The constitutional rights of coastal communities in the Eastern Cape in the context of Operation Phakisa developments and the policy on SSF

Wilmien Wicomb, an attorney at the Legal Resources Centre, provided the closing presentation at the roundtable. She noted that the issue of consultation had been a key theme in this meeting. 

She said that the question of what constitutes effective and equitable consultation is very important. She pointed out that in many instances government officials meet with local chiefs before making the decision and often they do not consult the communities adequately. The most important things to consider are the effect and outcome of the consultation. Before taking a decision the long term impact on different groups must be considered and government must ask how will the decisions change peoples lives? Will they it be to better the people’s lives or destroy their livelihoods? Participation of those who will be affected is crucial, it must also be facilitated according to peoples living customs, not according to time limitations and measures that only suite the officials. Also processes must be in line with the constitution. 

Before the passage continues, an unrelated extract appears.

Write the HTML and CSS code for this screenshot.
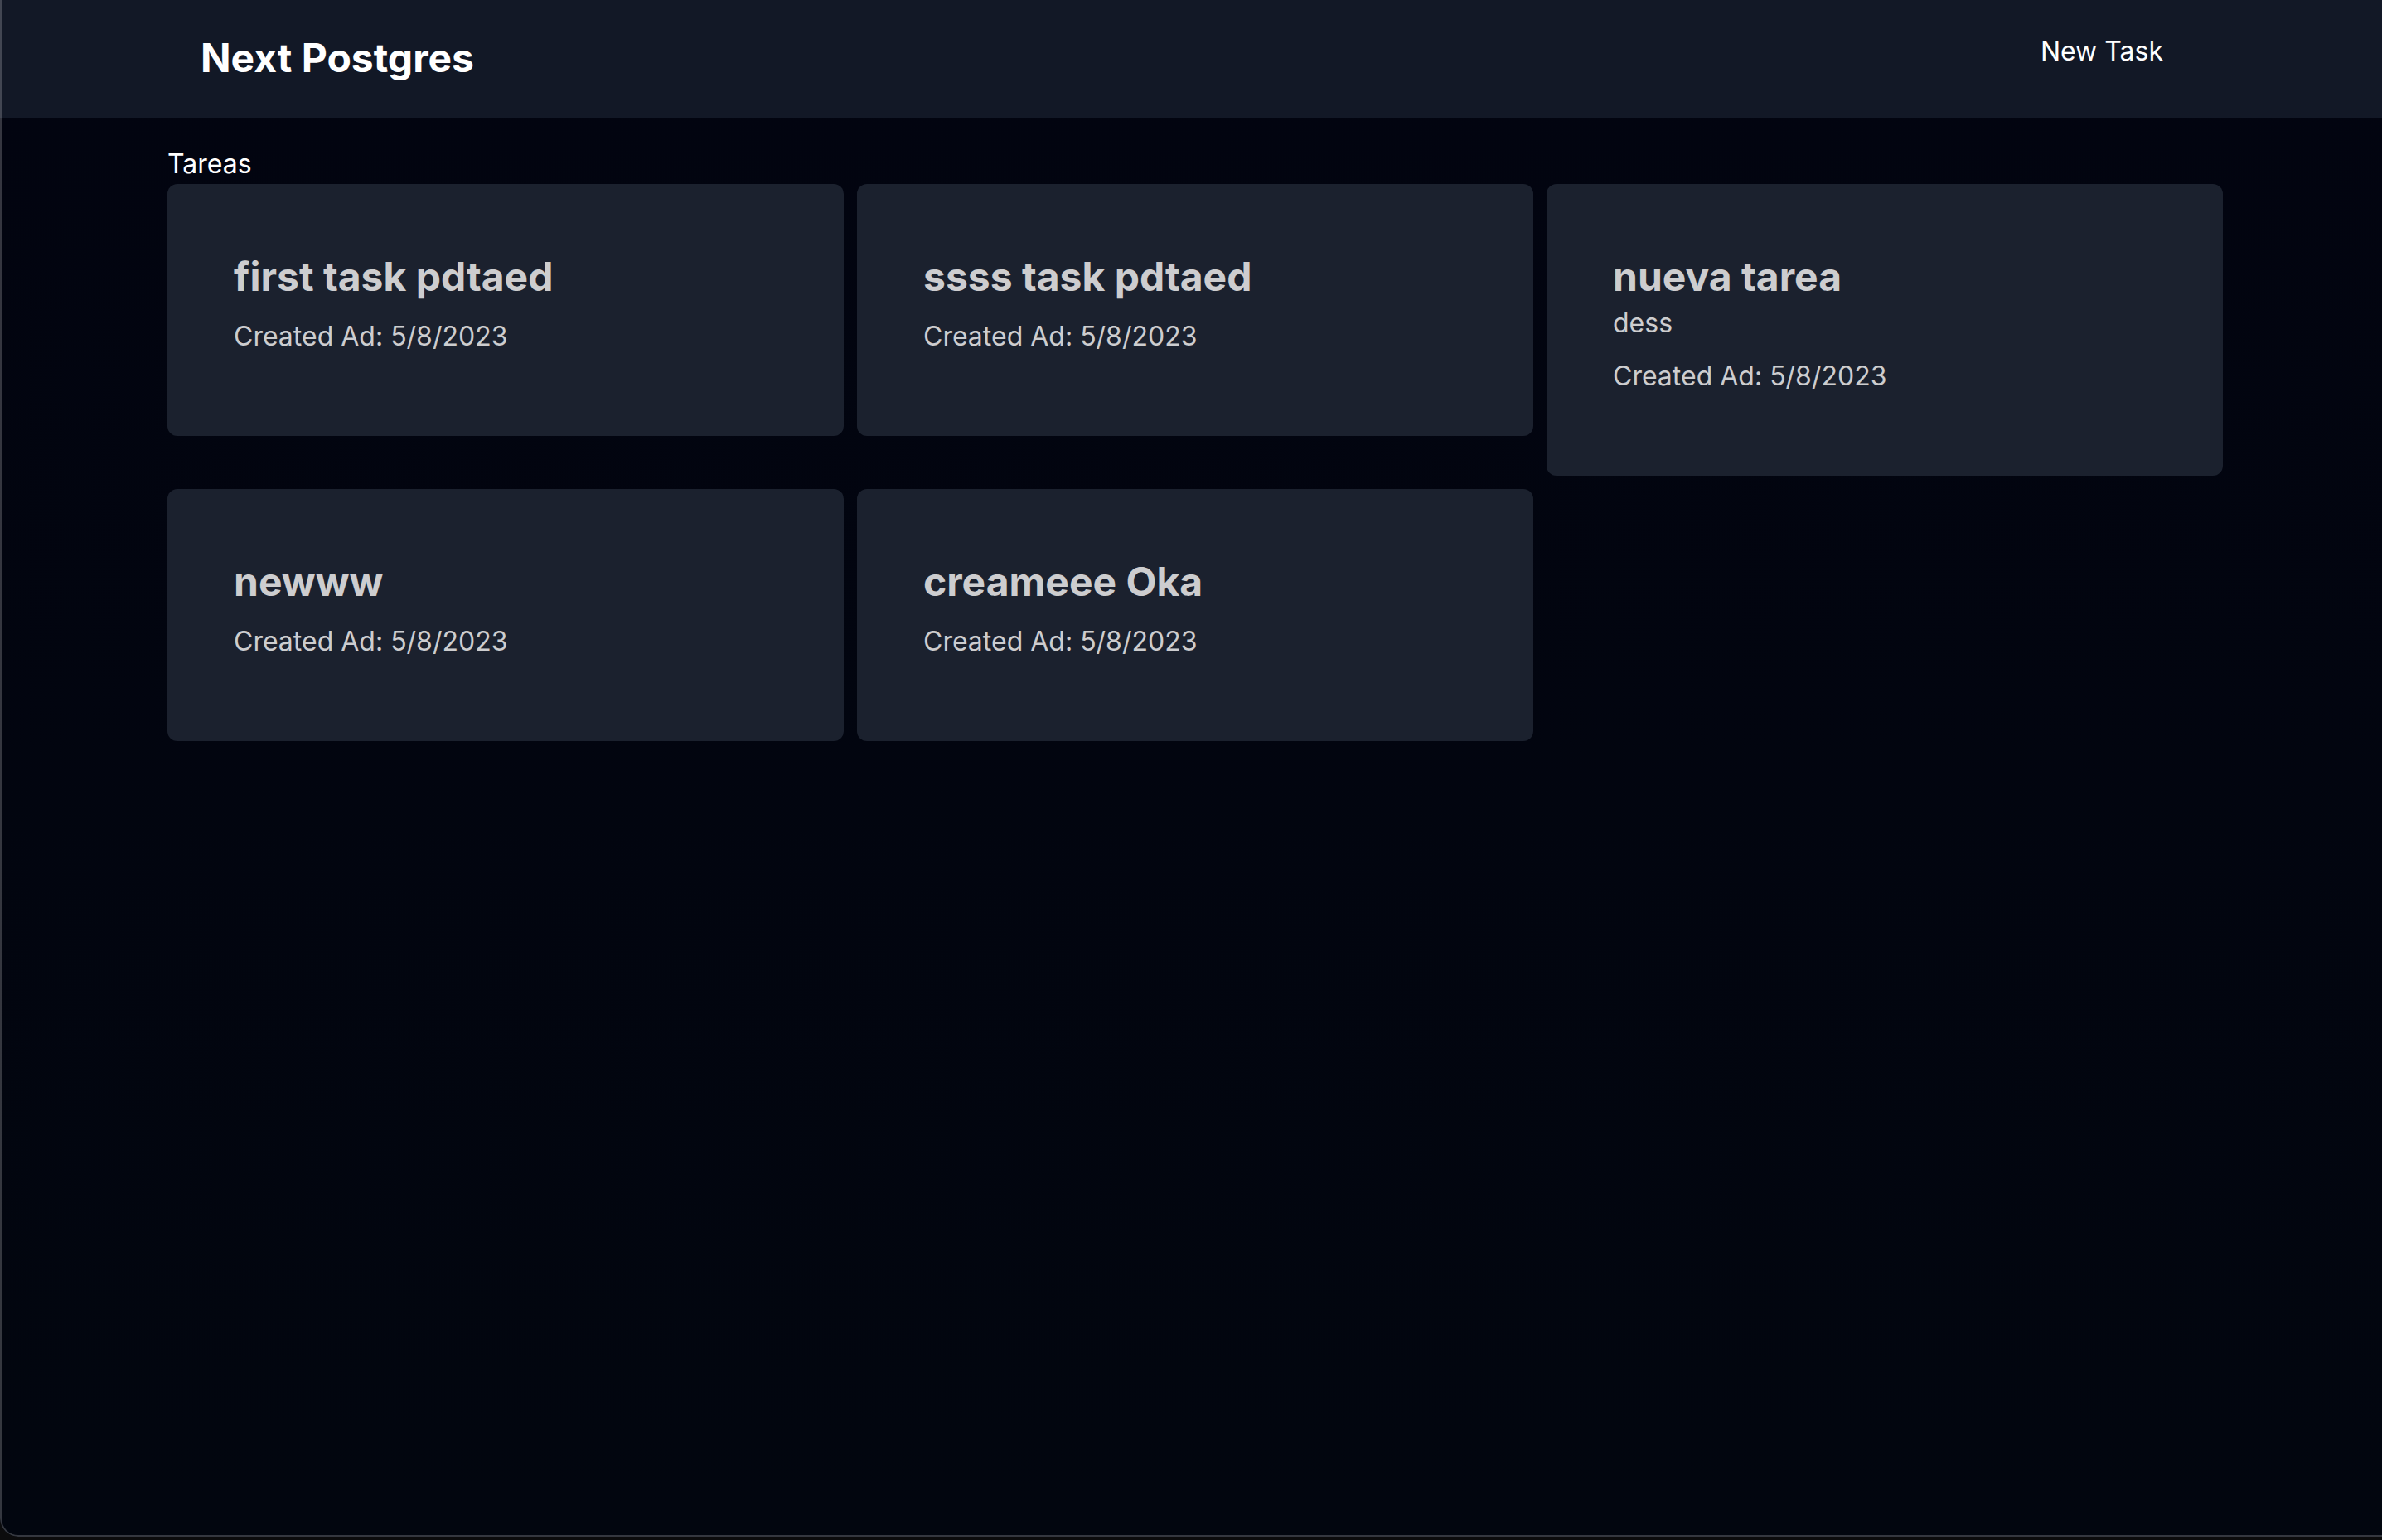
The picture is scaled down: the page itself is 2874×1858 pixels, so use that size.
FILE: index.html
```html
<!DOCTYPE html>
<html lang="es">
<head>
  <meta charset="utf-8">
  <meta name="viewport" content="width=device-width, initial-scale=1">
  <title>Next Postgres</title>
  <link rel="stylesheet" href="styles.css">
</head>
<body>
  <div class="window">
    <header class="navbar">
      <a class="brand" href="#"><h1 class="heading">Next Postgres</h1></a>
      <nav>
        <ul class="menu">
          <li><a class="menu-link" href="#new">New Task</a></li>
        </ul>
      </nav>
    </header>
    <main class="content">
      <h2 class="section-title">Tareas</h2>
      <div class="task-grid">
        <article class="card">
          <h3 class="heading">first task pdtaed</h3>
          <p class="created">Created Ad: 5/8/2023</p>
        </article>
        <article class="card">
          <h3 class="heading">ssss task pdtaed</h3>
          <p class="created">Created Ad: 5/8/2023</p>
        </article>
        <article class="card">
          <h3 class="heading">nueva tarea</h3>
          <p class="description">dess</p>
          <p class="created">Created Ad: 5/8/2023</p>
        </article>
        <article class="card">
          <h3 class="heading">newww</h3>
          <p class="created">Created Ad: 5/8/2023</p>
        </article>
        <article class="card">
          <h3 class="heading">creameee Oka</h3>
          <p class="created">Created Ad: 5/8/2023</p>
        </article>
      </div>
    </main>
  </div>
</body>
</html>
```
FILE: styles.css
```css
* {
  box-sizing: border-box;
  margin: 0;
  padding: 0;
}

body {
  min-height: 100vh;
  padding-bottom: 4px;
  background: #0c0c0d;
  color: #ffffff;
  font-family: Inter, "Liberation Sans", sans-serif;
  font-size: 32px;
  line-height: 48px;
}

a {
  color: inherit;
  text-decoration: none;
}

.window {
  position: relative;
  min-height: calc(100vh - 4px);
  overflow: hidden;
  border-radius: 0 0 0 22px;
  background: linear-gradient(#020410, #02060f);
}

/* Thin translucent window edge, drawn over the page */
.window::after {
  content: "";
  position: absolute;
  inset: 0;
  border: solid rgba(255, 255, 255, 0.2);
  border-width: 0 0 2px 2px;
  border-radius: 0 0 0 22px;
  pointer-events: none;
}

.navbar {
  display: flex;
  justify-content: space-between;
  align-items: flex-start;
  padding: 38px 264px 40px 242px;
  background: #121826;
}

.heading {
  font-size: 48px;
  font-weight: 700;
  line-height: 64px;
}

.menu {
  list-style: none;
}

.menu-link {
  display: block;
}

.content {
  padding: 32px 192px 32px 202px;
}

.section-title {
  font-size: 32px;
  font-weight: 400;
  line-height: 48px;
}

.task-grid {
  display: grid;
  grid-template-columns: repeat(3, minmax(0, 1fr));
  align-items: start;
  gap: 16px;
}

.card {
  padding: 80px;
  border-radius: 12px;
  background: #1b212e;
  color: #cdcdcf;
}

.created {
  margin: 16px 0;
}
```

Following Wilmien’s very powerful input and plea to all the participants at the Roundtable to ensure that there was real consultation community members present added their voices to the plea to the government officials to not overlook the small scale fishers and coastal communities in decision making in the future.  Christian Adams emphasised this, pointing out that the small-scale sector has the potential to develop the economy in a more sufficient and sustainable way than big commercials companies.  The community representatives present repeatedly told the government stakeholders present that they must please go back and tell their seniors that they are not welcoming Operation Phakisa in its current form. They urged that in finding a way forward, the government officials present, together with community, must establish a forum for ensuring adequate consultation of coastal communities in the developments impacting the Eastern Cape oceans and coasts.